Conclusion

PictureThe Tornado Dreams sessions, including several not recorded here, formed a consistent thread throughout much of the past several years. My sense is that my resistance to explore them during that time was as much a learning about Journal writing as it was about dealing with change in my life.

I recently have received a number of questions about tornado dreams. I wonder: Is it because more people are suddenly finding this site, or is it that world turmoil has affected more people and brought these archetypal messengers forward? Here is an exerpt from an email I recently sent in response to a question about these dreams in 2003. It seems to me a summary of all I have learned about them ... so far.

"My tornado dreams have completely stopped. I haven't had one in at least 2-3 years. But I can tell you that, now, I rather miss them. As I worked with them over the years, they became much less frightening and more symbols of power -- not interpersonal or political power, but something more like expressions of inner strength and wisdom. And there was a very clear connection between the tornado and Spirit that I always sensed, but was suspicious of until I had worked with them over time.

"In these dreams, I experienced being inside buildings being torn apart, my home and family threatened – in one I believe I was "killed." In every case (when I didn't wake up), after the tornado passed, there was always a sense of relief and ultimate calm sometimes to the point of total silence. In some cases, I was seemingly transported elsewhere: to another place, another dimension more highly symbolic than substantial – like a dream within a dream – and there was shown wonderous things that Jung would identify as expressions of the Collective Unconscious and Archetypes.

"My opinion is that these "messengers" come to us in this particularly frightening form for a number of reasons. The messages they bring are very important, for one thing, but they are also lessons about fear, change and fear of change. If you think about it, every natural "disaster" is also the beginning of new growth. When the storm passes, the destruction in its wake is cleared away and rebuilt, usually better than before. Destruction is part of the cycle of rebirth; not many things can change before the old structure is torn down. People are the same.

"It is natural to be terrified by such encounters with power. Sometimes, in order to accommodate change, we need to go through the destruction and our egos – that part of our psychological structure whose job it is to protect us in and from such encounters – command us to run away, to "run for our very lives." What is necessary is to recognize that the ego is limited by its mission. It cannot see beyond the current situation; it avoids change because one of the key things that has to be dismantled in order to affect change is itself. In a sense, the ego has to give up, to surrender – in other words, ego has to die and be reborn with a new perspective. And that is very hard.

"From where I am today some 7 years after I first created this site and decades after I began following this path, I am absolutely certain that this is at the heart of most psychological problems we humans face today.
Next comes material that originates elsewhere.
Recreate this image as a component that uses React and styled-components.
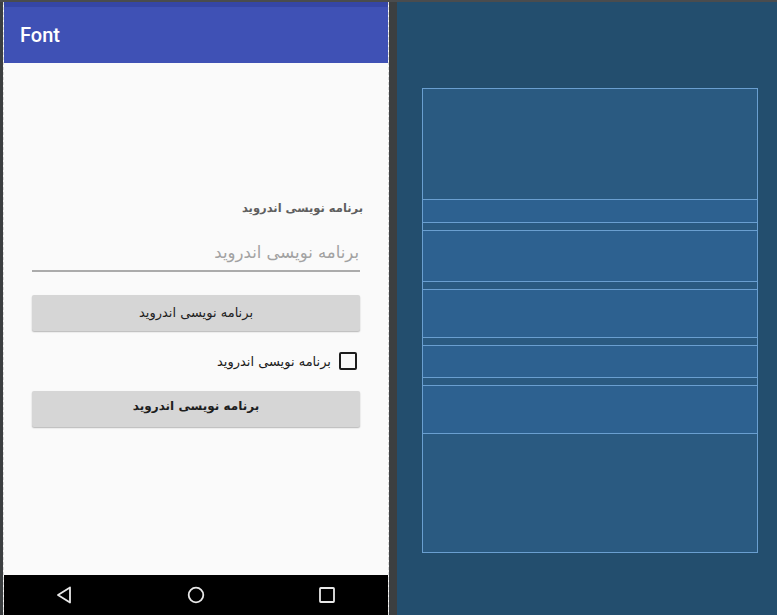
import React from "react";
import styled, { createGlobalStyle } from "styled-components";

const Global = createGlobalStyle`
  html, body { margin: 0; padding: 0; background: #3c3f41; }
  body { font-family: Roboto, "DejaVu Sans", sans-serif; overflow: hidden; }
`;

const Page = styled.div`
  width: 777px;
  height: 615px;
  display: flex;
  flex-direction: column;
  background: #3c3f41;
`;

const Ruler = styled.div`
  height: 2px;
  flex: none;
  background: #4a4c4e;
`;

const Body = styled.div`
  flex: 1;
  display: flex;
  min-height: 0;
`;

const PhoneColumn = styled.div`
  width: 397px;
  padding-left: 3px;
  box-sizing: border-box;
  display: flex;
`;

const Phone = styled.div`
  width: 386px;
  box-sizing: border-box;
  border-left: 1px dashed #d8d8d8;
  border-right: 1px dashed #d8d8d8;
  display: flex;
  flex-direction: column;
  background: #fafafa;
`;

const StatusBar = styled.div`
  height: 5px;
  flex: none;
  background: #3546a6;
`;

const Toolbar = styled.div`
  height: 56px;
  flex: none;
  background: #3f51b5;
  display: flex;
  align-items: center;
  padding-left: 16px;
  color: #fff;
  font-family: Roboto, sans-serif;
  font-size: 20px;
  font-weight: 500;
`;

const Content = styled.div`
  flex: 1;
  display: flex;
  flex-direction: column;
  gap: 8px;
  padding: 136px 24px 0 24px;
  direction: rtl;
  font-family: "DejaVu Sans", sans-serif;
`;

const Label = styled.div`
  height: 23px;
  display: flex;
  align-items: center;
  padding: 0 1px 5px 0;
  box-sizing: border-box;
  font-size: 11.5px;
  font-weight: bold;
  color: #5f5f5f;
`;

const EditText = styled.div`
  height: 51px;
  padding: 0 4px;
  display: flex;
  flex-direction: column;
  justify-content: flex-end;
`;

const Hint = styled.div`
  font-size: 16.5px;
  color: #a2a2a2;
  padding: 0 1px 8px 0;
`;

const Underline = styled.div`
  height: 2px;
  background: #ababab;
  margin-bottom: 9px;
`;

const Button = styled.div`
  height: 48px;
  padding: 6px 4px;
  box-sizing: border-box;
  display: flex;
`;

const ButtonFace = styled.div`
  flex: 1;
  background: #d6d6d6;
  border-radius: 2px;
  box-shadow: 0 1px 1.5px rgba(0, 0, 0, 0.28);
  display: flex;
  align-items: center;
  justify-content: center;
  font-size: ${(p) => (p.$bold ? "12px" : "13px")};
  font-weight: ${(p) => (p.$bold ? "bold" : "normal")};
  color: #1e1e1e;
  padding-bottom: ${(p) => (p.$bold ? "6px" : "2px")};
`;

const CheckRow = styled.div`
  height: 32px;
  display: flex;
  align-items: center;
  padding-right: 7px;
  gap: 8px;
  font-size: 13px;
  color: #1a1a1a;
`;

const Box = styled.div`
  width: 14px;
  height: 14px;
  border: 2px solid #1d1d1d;
  border-radius: 2px;
  flex: none;
`;

const NavBar = styled.div`
  height: 40px;
  flex: none;
  background: #000;
  display: flex;
  align-items: center;
  justify-content: space-between;
  padding: 0 51px 0 50px;
`;

const NavIcon = styled.svg`
  width: 20px;
  height: 20px;
  display: block;
`;

const Blueprint = styled.div`
  flex: 1;
  background: #234e6e;
  padding: 86px 19px 62px 25px;
  display: flex;
`;

const Frame = styled.div`
  flex: 1;
  border: 1px solid #6a9fd0;
  background: #2a5a81;
  display: flex;
  flex-direction: column;
  padding-top: 110px;
  gap: 7px;
`;

const Bound = styled.div`
  height: ${(p) => p.$h}px;
  box-sizing: border-box;
  border-top: 1px solid #6a9fd0;
  border-bottom: 1px solid #6a9fd0;
  background: #2d6190;
`;

const TEXT = "برنامه نویسی اندروید";

export default function App() {
  return (
    <Page>
      <Global />
      <Ruler />
      <Body>
        <PhoneColumn>
          <Phone>
            <StatusBar />
            <Toolbar>Font</Toolbar>
            <Content>
              <Label>{TEXT}</Label>
              <EditText>
                <Hint>{TEXT}</Hint>
                <Underline />
              </EditText>
              <Button>
                <ButtonFace>{TEXT}</ButtonFace>
              </Button>
              <CheckRow>
                <Box />
                <span>{TEXT}</span>
              </CheckRow>
              <Button>
                <ButtonFace $bold>{TEXT}</ButtonFace>
              </Button>
            </Content>
            <NavBar>
              <NavIcon viewBox="0 0 20 20">
                <path d="M16 2.5 L4 10 L16 17.5 Z" fill="none" stroke="#e8e8e8" strokeWidth="1.8" strokeLinejoin="round" />
              </NavIcon>
              <NavIcon viewBox="0 0 20 20">
                <circle cx="10" cy="10" r="7.3" fill="none" stroke="#e8e8e8" strokeWidth="1.8" />
              </NavIcon>
              <NavIcon viewBox="0 0 20 20">
                <rect x="3" y="3" width="14" height="14" rx="0.8" fill="none" stroke="#e8e8e8" strokeWidth="1.8" />
              </NavIcon>
            </NavBar>
          </Phone>
        </PhoneColumn>
        <Blueprint>
          <Frame>
            <Bound $h={24} />
            <Bound $h={52} />
            <Bound $h={49} />
            <Bound $h={33} />
            <Bound $h={49} />
          </Frame>
        </Blueprint>
      </Body>
    </Page>
  );
}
As a whole, we have become rigid and inflexible, and scared to death of change because we have lost touch with a key fundamental of life: life is change. We are very connected to all our traumas and addicted to the "safety and security" that the ego structure provides for us. Our notions of safety and security are a cage, and fear is the bars of that cage.

"So here is my suggestion in working with tornado dreams. Seek out the tornado. When you find it, don't run away but find a safe place from which you can let it play itself out for you. Watch what happens and don't be (too) afraid. I have died many times in my dreams and awakened in a cold sweat, but alive. That being said, don't be foolish and throw yourself into it because you will miss what it has to show you. Then write the experience in your journal as best you can remember it, as completely as you can. Some day, you will want to revisit it.

"In one of the last of my tornado dreams, I was in a house that had a patio or courtyard around which the house wrapped so that it was essentially open in the middle. I went out into the courtyard and suddenly there was a tornado -- or a really big whirlwild: not so dark and threatening, but it clearly was powerful. It began to pull me in. I grabbed something -- a heavy table or some kind of anchor -- and it pulled mightily at my feet so that I was suspended upward into its vortex. But I was not afraid. I just didn't want to get sucked in. As I looked into it, I could see that it was not just one vortex. There were four more whirling inside it, and I was filled with a wonderous joy and amazement. It was showing me its "insides." And the number four is very important symbolically. It represents completeness, unity and has a host of other connections in many spiritual contexts. As I recognized this, its pull waned until I was set gently on the ground and the whirlwind dissipated. Then I experienced a sense of loss. The thrill was gone, but I was left with the excitement of the experience, as though I had come to the end of a journey and found something wonderful -- though I could not really say what it was.

"As I sit here, I believe that was actually the very last tornado dream I had.

"Since then, my life has led me along many different paths. I could go on and on about my own continuing journey and would love to do so, but this is not the time or place. I hope that something I have shared here is of value to you in your own journey. Trust me when I say that journal writing, particularly the way I have shared it in this site, can have a profound affect in your personal development. Don't get in a hurry and don't be afraid. Enjoy the journey because THAT is what it's all about."